In the French structure (_It is I who have_), the original subject is 3rd person (it).  We replace it with 1st person (I) and must therefore conjugate the verb in the subordinate in 1st person (have).

Will that help you remember?


----------



## leebenseng

Bonjour,

Entre ces deux phrases: "C'est nous qui va être responsable" et "C'est nous qui vont être responsables", laquelle est correcte? 

Merci pour vos aides,

Leebenseng


----------



## Maître Capello

Aucune des deux… 

_C'est *nous* qui *allons* être responsables…_
Cf. _*Nous allons* __être responsables…_


----------



## leebenseng

Merci Maître Capello,
"C'est moi qui vais être responsable", donc?


----------



## roymail

leebenseng said:


> "C'est moi qui vais être responsable", donc?



C'est bien ça.


----------



## kenki

C´est moi qui va s´assoire

or

c´est moi qui va m´assoire

thanks in advance


----------



## Alain Pic.

C'est moi qui vais m'assoir.


----------



## kenki

...and also it would be correct to say "C´est toi qui va t´asseoire"

right?


----------



## Maître Capello

_C'est *moi* qui v*ais* *m'*asseoir_
_C'est *toi* qui v*as* *t'*asseoir_
_C'est *lui/elle* qui v*a* *s'*asseoir_
_C'est *nous* qui all*ons* *nous *asseoir_
_C'est *vous* qui all*ez* *vous *asseoir
__C'est *eux/elles* qui v*ont* *s'*asseoir_


----------



## mtmjr

Ce sujet me confond...

a. *C*'est moi qui le *fait*. (Il faut s'accorder le verbe - faire - avec le sujet - ce.)

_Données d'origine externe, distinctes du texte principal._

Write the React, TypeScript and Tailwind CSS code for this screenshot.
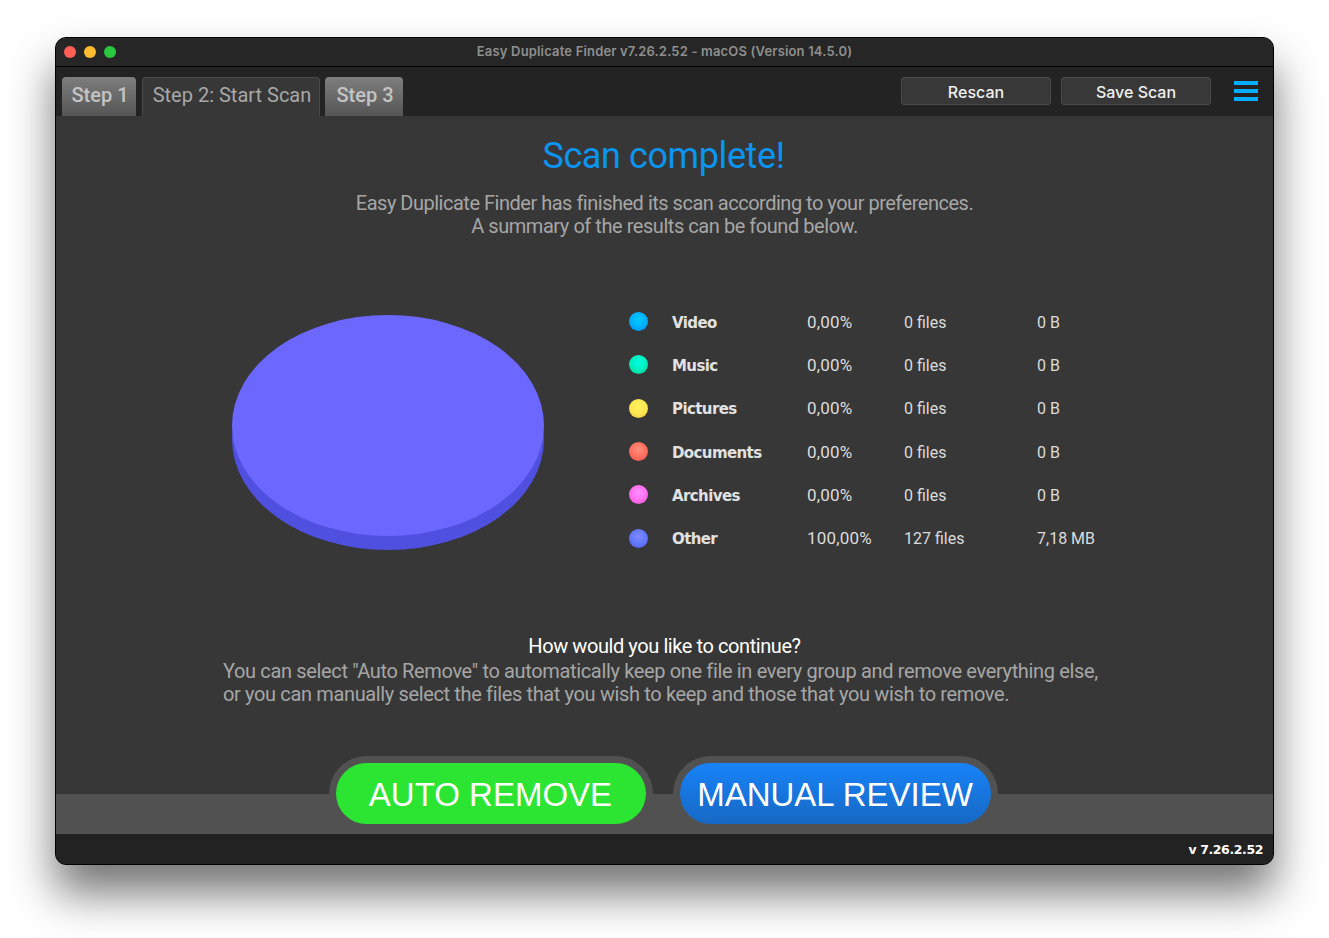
const ui = "font-['Roboto',sans-serif]";

const rows = [
  { name: "Video", pct: "0,00%", files: "0 files", size: "0 B", dot: "bg-[radial-gradient(circle_at_50%_40%,#00c8ff_0%,#00b0ff_50%,#0a84e8_100%)]" },
  { name: "Music", pct: "0,00%", files: "0 files", size: "0 B", dot: "bg-[radial-gradient(circle_at_50%_40%,#00ffe0_0%,#00f0c0_50%,#10c080_100%)]" },
  { name: "Pictures", pct: "0,00%", files: "0 files", size: "0 B", dot: "bg-[radial-gradient(circle_at_50%_40%,#fff060_0%,#ffe850_50%,#e8c040_100%)]" },
  { name: "Documents", pct: "0,00%", files: "0 files", size: "0 B", dot: "bg-[radial-gradient(circle_at_50%_40%,#ff9080_0%,#ff7060_50%,#e05048_100%)]" },
  { name: "Archives", pct: "0,00%", files: "0 files", size: "0 B", dot: "bg-[radial-gradient(circle_at_50%_40%,#ff90ff_0%,#ff70f0_50%,#e050c0_100%)]" },
  { name: "Other", pct: "100,00%", files: "127 files", size: "7,18 MB", dot: "bg-[radial-gradient(circle_at_50%_40%,#7c8cff_0%,#6478ff_50%,#4a58d8_100%)]" },
];

function Tab({ label, active, w }: { label: string; active?: boolean; w: string }) {
  return (
    <div
      className={
        "h-[39px] rounded-t-[4px] flex items-center justify-center text-[20px] pl-[2px] " +
        w + " " +
        (active
          ? "bg-[#373737] border border-b-0 border-[#4a4a4a] text-[#a8a8a8] pb-[4px]"
          : "bg-gradient-to-b from-[#7e7e7e] to-[#555555] text-[#c4c4c4] font-medium pb-[3px]")
      }
    >
      {label}
    </div>
  );
}

function ToolButton({ label }: { label: string }) {
  return (
    <div className="w-[150px] h-[28px] pt-[1px] rounded-[3px] bg-[#383838] border border-[#4a4a4a] flex items-center justify-center font-['Inter',sans-serif] text-[16px] font-medium text-[#f0f0f0]">
      {label}
    </div>
  );
}

export default function App() {
  return (
    <div className={"w-[1329px] h-[938px] bg-white overflow-hidden pt-[37px] pl-[55px] " + ui}>
      <div className="w-[1219px] h-[828px] rounded-[11px] border border-black bg-[#373737] overflow-hidden flex flex-col shadow-[0_28px_45px_rgba(0,0,0,0.55)]">
        {/* Title bar */}
        <div className="relative h-[29px] shrink-0 bg-[#262626] border-b border-black flex items-center justify-center">
          <div className="absolute left-[8px] top-[8px] flex gap-[8px]">
            <div className="w-[12px] h-[12px] rounded-full bg-[#ff5f57]" />
            <div className="w-[12px] h-[12px] rounded-full bg-[#febc2e]" />
            <div className="w-[12px] h-[12px] rounded-full bg-[#28c840]" />
          </div>
          <span className="font-['Inter',sans-serif] text-[13px] tracking-[0.17px] font-semibold text-[#8f8f8f]">
            Easy Duplicate Finder v7.26.2.52 - macOS (Version 14.5.0)
          </span>
        </div>

        {/* Toolbar */}
        <div className="h-[49px] shrink-0 bg-[#232323] flex items-end pl-[6px] pr-[15px]">
          <div className="flex">
            <Tab label="Step 1" w="w-[74px]" />
            <div className="ml-[6px]">
              <Tab label="Step 2: Start Scan" active w="w-[178px]" />
            </div>
            <div className="ml-[5px]">
              <Tab label="Step 3" w="w-[78px]" />
            </div>
          </div>
          <div className="ml-auto flex items-center gap-[10px] self-start pt-[10px]">
            <ToolButton label="Rescan" />
            <ToolButton label="Save Scan" />
            <div className="ml-[13px] w-[24px] flex flex-col gap-[4px]">
              <div className="h-[4px] bg-[#00aeff]" />
              <div className="h-[4px] bg-[#00aeff]" />
              <div className="h-[4px] bg-[#00aeff]" />
            </div>
          </div>
        </div>

        {/* Content */}
        <div className="flex-1 min-h-0 flex flex-col items-center">
          <h1 className="mt-[18px] ml-[-2px] text-[36px] leading-[44px] tracking-[-0.4px] text-[#0b94f0]">Scan complete!</h1>
          <p className="mt-[14px] text-[20px] leading-[23px] text-center text-[#a6a6a6]">
            <span className="tracking-[-0.49px]">Easy Duplicate Finder has finished its scan according to your preferences.</span>
            <br />
            <span className="tracking-[-0.45px]">A summary of the results can be found below.</span>
          </p>

          <div className="mt-[63px] w-full flex">
            <div className="ml-[176px] mt-[14px] w-[312px] shrink-0">
              <svg width="312" height="236" viewBox="0 0 312 236">
                <ellipse cx="156" cy="124.5" rx="156" ry="110.5" fill="#5050e0" />
                <ellipse cx="156" cy="110.5" rx="156" ry="110.5" fill="#6c67ff" />
              </svg>
            </div>
            <div className="ml-[85px] flex flex-col">
              {rows.map((r) => (
                <div key={r.name} className="h-[43.3px] flex items-center text-[16px] text-[#dcdcdc]">
                  <div className={"w-[19px] h-[19px] mb-[2px] rounded-full shrink-0 " + r.dot} />
                  <div className="ml-[24px] w-[135px] pt-[1px] font-['DejaVu_Sans',sans-serif] font-bold text-[15px] tracking-[-0.6px] text-[#e2e2e2]">{r.name}</div>
                  <div className="w-[97px] text-[17px] tracking-[0.2px]">{r.pct}</div>
                  <div className="w-[133px]">{r.files}</div>
                  <div>{r.size}</div>
                </div>
              ))}
            </div>
          </div>

          <div className="mt-[72px] w-[876px] ml-[-7px] text-[20px] leading-[23px] text-[#a6a6a6] whitespace-nowrap">
            <div className="pl-[7px] pb-[1px] text-center text-white leading-[26px] tracking-[-0.42px]">How would you like to continue?</div>
            <div className="tracking-[-0.35px]">You can select "Auto Remove" to automatically keep one file in every group and remove everything else,</div>
            <div className="tracking-[-0.36px]">or you can manually select the files that you wish to keep and those that you wish to remove.</div>
          </div>

          <div className="relative z-10 mt-[50px] mb-[-40px] ml-[-3px] flex gap-[20px] font-['Liberation_Sans',sans-serif] text-[33px] text-white">
            <div className="rounded-full bg-[#515151] p-[7px]">
              <div className="w-[310px] h-[61px] pt-[2px] rounded-full bg-[#2ce532] flex items-center justify-center">AUTO REMOVE</div>
            </div>
            <div className="rounded-full bg-[#515151] p-[7px]">
              <div className="w-[311px] h-[61px] pt-[2px] rounded-full bg-gradient-to-b from-[#1783f8] to-[#1768c4] flex items-center justify-center">MANUAL REVIEW</div>
            </div>
          </div>
        </div>

        {/* Band */}
        <div className="h-[40px] shrink-0 bg-[#515151]" />

        {/* Status */}
        <div className="h-[30px] shrink-0 bg-[#222222] flex items-center justify-end pr-[10px] pt-[3px] font-['DejaVu_Sans',sans-serif] font-bold text-[12.5px] tracking-[-0.4px] text-white">
          v 7.26.2.52
        </div>
      </div>
    </div>
  );
}
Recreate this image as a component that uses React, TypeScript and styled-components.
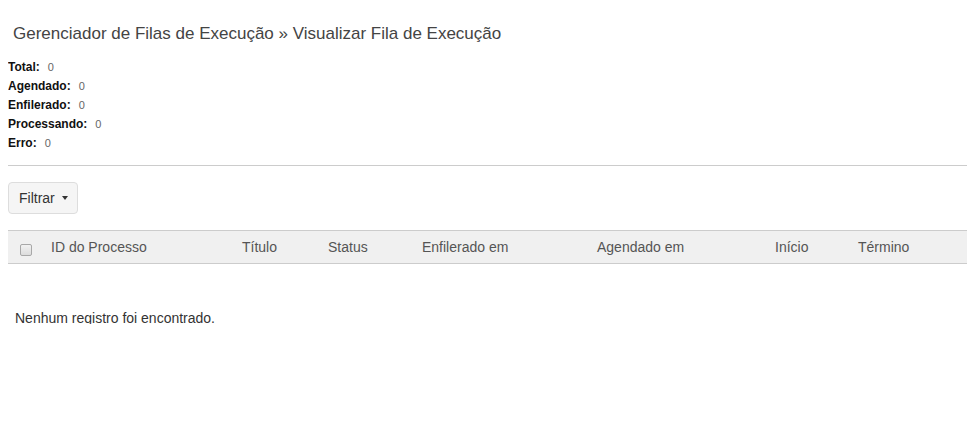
import { createGlobalStyle, styled } from 'styled-components';

const GlobalStyle = createGlobalStyle`
  body {
    margin: 8px;
    font-family: 'Liberation Sans', Arial, sans-serif;
    color: #333;
    background: #fff;
  }
`;

// the empty-state line is cut by the panel's fixed height, as in the source page
const Page = styled.div`
  height: 316px;
  overflow: hidden;
`;

const Title = styled.h1`
  margin: 16px 0 14px 5px;
  font-size: 17px;
  font-weight: 400;
  line-height: 20px;
  color: #444;
`;

const Stats = styled.dl`
  margin: 0;
  display: flex;
  flex-direction: column;
`;

const StatRow = styled.div`
  display: flex;
  align-items: baseline;
  height: 19px;
  line-height: 19px;
`;

const StatLabel = styled.dt`
  font-size: 12px;
  font-weight: 700;
  color: #111;
  margin-right: 8px;
`;

const StatValue = styled.dd`
  margin: 0;
  font-size: 11px;
  color: #666;
`;

const Divider = styled.hr`
  margin: 12px 0 16px;
  border: 0;
  border-top: 1px solid #ccc;
`;

const FilterButton = styled.button`
  display: inline-flex;
  align-items: center;
  gap: 7px;
  height: 32px;
  padding: 0 9px 0 10px;
  font-family: inherit;
  font-size: 14px;
  color: #333;
  background: #f5f5f5;
  border: 1px solid #ddd;
  border-radius: 4px;
`;

const Caret = styled.span`
  width: 0;
  height: 0;
  border-left: 3px solid transparent;
  border-right: 3px solid transparent;
  border-top: 4px solid #333;
`;

const Table = styled.table`
  width: 100%;
  margin-top: 16px;
  border-collapse: collapse;
`;

const HeadCell = styled.th<{ $width?: number }>`
  ${({ $width }) => ($width ? `width: ${$width}px;` : '')}
  height: 32px;
  padding: 0;
  text-align: left;
  font-size: 14px;
  font-weight: 400;
  color: #555;
  background: #f0f0f0;
  border-top: 1px solid #ccc;
  border-bottom: 1px solid #ccc;
`;

const Check = styled.input`
  appearance: none;
  display: block;
  margin: 5px 0 0 12px;
  width: 12px;
  height: 12px;
  border: 1px solid #a8a8a8;
  border-radius: 2px;
  background: linear-gradient(#f2f2f2, #dcdcdc);
`;

const Empty = styled.p`
  margin: 46px 0 0 7px;
  font-size: 14px;
  color: #333;
`;

const stats = [
  ['Total:', 0],
  ['Agendado:', 0],
  ['Enfilerado:', 0],
  ['Processando:', 0],
  ['Erro:', 0],
] as const;

const columns: [string, number | undefined][] = [
  ['ID do Processo', 191],
  ['Título', 86],
  ['Status', 94],
  ['Enfilerado em', 175],
  ['Agendado em', 178],
  ['Início', 83],
  ['Término', undefined],
];

export default function App() {
  return (
    <Page>
      <GlobalStyle />
      <Title>Gerenciador de Filas de Execução » Visualizar Fila de Execução</Title>
      <Stats>
        {stats.map(([label, value]) => (
          <StatRow key={label}>
            <StatLabel>{label}</StatLabel>
            <StatValue>{value}</StatValue>
          </StatRow>
        ))}
      </Stats>
      <Divider />
      <FilterButton type="button">
        Filtrar <Caret />
      </FilterButton>
      <Table>
        <thead>
          <tr>
            <HeadCell $width={43}>
              <Check type="checkbox" />
            </HeadCell>
            {columns.map(([name, width]) => (
              <HeadCell key={name} $width={width}>
                {name}
              </HeadCell>
            ))}
          </tr>
        </thead>
      </Table>
      <Empty>Nenhum registro foi encontrado.</Empty>
    </Page>
  );
}
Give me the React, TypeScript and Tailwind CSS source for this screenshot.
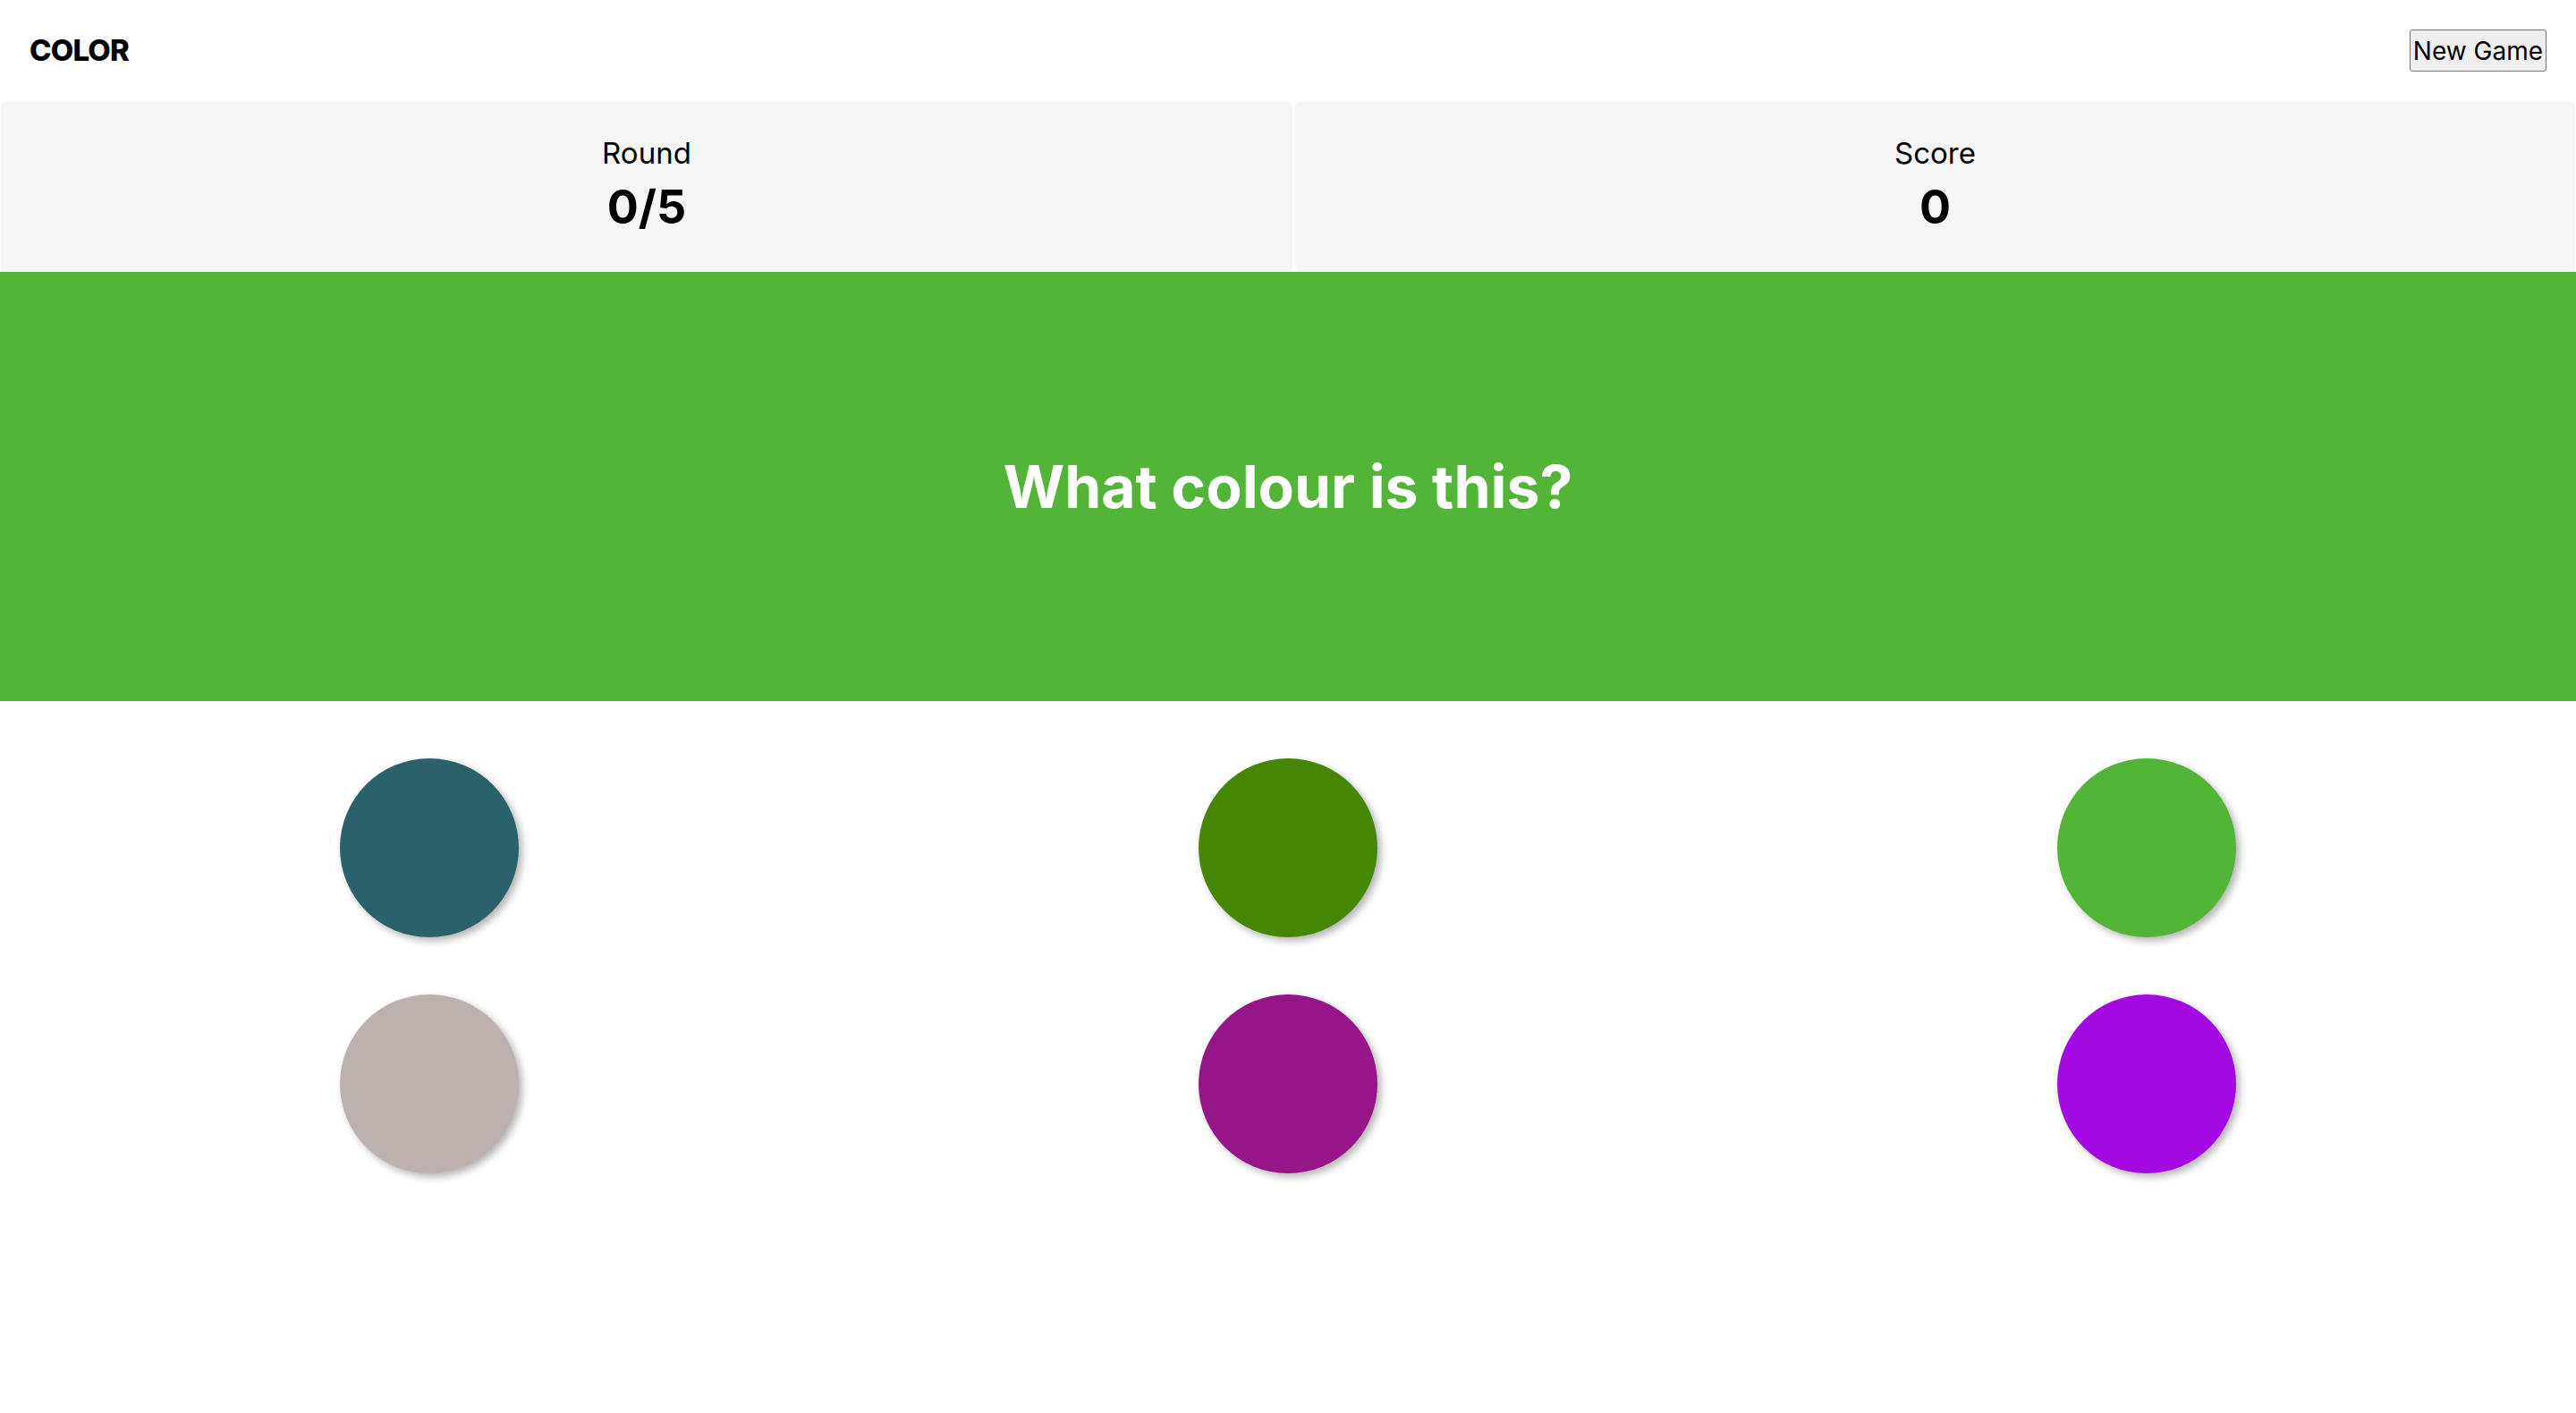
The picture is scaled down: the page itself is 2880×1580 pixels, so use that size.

b. *C*'est nous qui *allons *être responsables. (Le verbe et le sujet ne s'accordent pas.  Plutôt le verbe s'accorde avec le pronom disjonctif?)

Pourquoi ?


----------



## Maître Capello

Non, la phrase (a) est fausse. Il faut écrire :

_C'est moi qui le fai*s*_. (L'antécédent de _qui_ est bien _moi_ et non _ce_.)


----------



## mtmjr

Alors, il faut s'accorder le verbe avec le pronom disjonctif puisqu'il est l'antécédent de "qui" dans tous les cas relatifs (avec "qui") ?


----------



## MLJJ

C'est bien ça, oui.

C'est moi qui le fai*s* (moi = je, donc --> fai*s*) et C'est moi qui vai*s* être responsable
C'est toi qui le fai*s* (toi = tu, donc --> fai*s*) et C'est toi qui va*s* être responsable
C'est lui (ou elle) qui le fai*t* (lui = il, donc -->fai*t*) et C'est lui (ou elle) qui va être responsable
C'est nous qui le faisons et C'est nous qui allons être responsables
C'est vous qui le faites et C'est vous qui allez être responsables (ou responsable en cas de vouvoiement d'une personne)
C'est eux qui le font (eux = ils donc --> font) et c'est eux (ou ce sont eux) qui vont être responsables
C'est elles qui le font et ce sont elles qui vont être responsables


----------



## yenrab

Au début de _La Nausée _Sartre écrit la phrase suivante: 'Je crois que c'est moi qui *ai *changé.' J'imagine que c'est bien écrit, mais, en tant qu'anglais, je préfere: 'Je crois que c'est moi qui *a* changé'. Il me semble que en anglais le sujet de la deuxième clause n'est plus le même que ce de la première. En anglais je la traduirais par: 'I think that it is me who *has *changed' et certainement pas par: 'I think that is is me who *have *changed'. Il y a peut-être là une regle de grammaire que j'ignore. 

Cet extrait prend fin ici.